> Written problem: Identify the lines containing the word "this". Copy each one.

--- Record extracts ---

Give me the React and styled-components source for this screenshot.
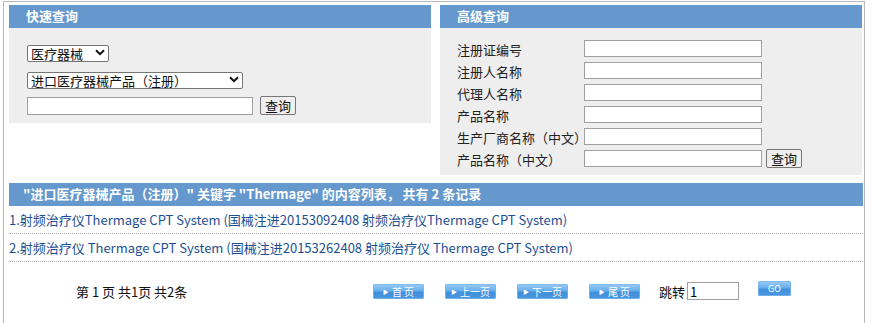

---
--- Record extracts ---

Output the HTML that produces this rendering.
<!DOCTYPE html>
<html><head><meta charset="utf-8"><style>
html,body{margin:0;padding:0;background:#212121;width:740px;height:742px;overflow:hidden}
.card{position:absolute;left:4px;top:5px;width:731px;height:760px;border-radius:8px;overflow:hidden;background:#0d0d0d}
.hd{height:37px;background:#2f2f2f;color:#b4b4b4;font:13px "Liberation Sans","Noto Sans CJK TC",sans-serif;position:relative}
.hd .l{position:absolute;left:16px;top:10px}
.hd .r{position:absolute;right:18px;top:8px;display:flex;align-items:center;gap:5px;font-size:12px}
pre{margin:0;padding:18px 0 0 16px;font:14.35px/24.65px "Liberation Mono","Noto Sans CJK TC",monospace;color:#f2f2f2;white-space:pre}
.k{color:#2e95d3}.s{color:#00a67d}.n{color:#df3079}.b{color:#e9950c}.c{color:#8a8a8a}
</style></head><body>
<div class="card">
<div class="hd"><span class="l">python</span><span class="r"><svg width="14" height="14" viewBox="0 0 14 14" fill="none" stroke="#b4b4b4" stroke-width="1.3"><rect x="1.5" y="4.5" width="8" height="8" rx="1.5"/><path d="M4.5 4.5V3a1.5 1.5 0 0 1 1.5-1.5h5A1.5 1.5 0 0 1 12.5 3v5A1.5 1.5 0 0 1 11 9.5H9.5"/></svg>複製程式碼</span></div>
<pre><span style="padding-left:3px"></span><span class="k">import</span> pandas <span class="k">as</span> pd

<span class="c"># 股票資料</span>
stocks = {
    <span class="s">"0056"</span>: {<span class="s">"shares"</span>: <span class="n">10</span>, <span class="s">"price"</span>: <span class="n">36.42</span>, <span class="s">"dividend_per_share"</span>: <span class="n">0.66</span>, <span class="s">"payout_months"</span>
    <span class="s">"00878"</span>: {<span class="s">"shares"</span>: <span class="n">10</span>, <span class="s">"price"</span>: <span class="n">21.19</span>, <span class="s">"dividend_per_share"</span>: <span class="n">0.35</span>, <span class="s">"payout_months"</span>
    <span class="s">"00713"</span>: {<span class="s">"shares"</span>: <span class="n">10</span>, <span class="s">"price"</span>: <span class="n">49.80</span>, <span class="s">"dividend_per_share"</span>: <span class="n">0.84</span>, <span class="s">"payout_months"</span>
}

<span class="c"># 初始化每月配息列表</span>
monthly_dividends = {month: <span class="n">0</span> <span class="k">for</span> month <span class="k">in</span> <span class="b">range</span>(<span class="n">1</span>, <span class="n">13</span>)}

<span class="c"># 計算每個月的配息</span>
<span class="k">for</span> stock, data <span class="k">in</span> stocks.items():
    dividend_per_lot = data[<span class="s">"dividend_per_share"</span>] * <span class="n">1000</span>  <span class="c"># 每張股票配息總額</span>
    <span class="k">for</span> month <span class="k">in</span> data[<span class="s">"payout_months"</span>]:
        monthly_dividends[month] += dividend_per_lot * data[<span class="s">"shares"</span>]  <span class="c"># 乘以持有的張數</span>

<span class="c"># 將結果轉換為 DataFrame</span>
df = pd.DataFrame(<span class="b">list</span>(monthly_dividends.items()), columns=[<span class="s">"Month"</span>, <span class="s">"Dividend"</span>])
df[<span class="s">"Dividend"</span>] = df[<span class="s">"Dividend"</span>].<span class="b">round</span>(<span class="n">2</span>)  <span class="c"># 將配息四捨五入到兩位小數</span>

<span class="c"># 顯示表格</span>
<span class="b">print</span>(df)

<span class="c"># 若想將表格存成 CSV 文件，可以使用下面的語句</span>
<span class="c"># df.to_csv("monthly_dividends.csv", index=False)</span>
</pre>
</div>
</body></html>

---

> Written answer:
Give me the React and styled-components source for this screenshot.
Output the HTML that produces this rendering.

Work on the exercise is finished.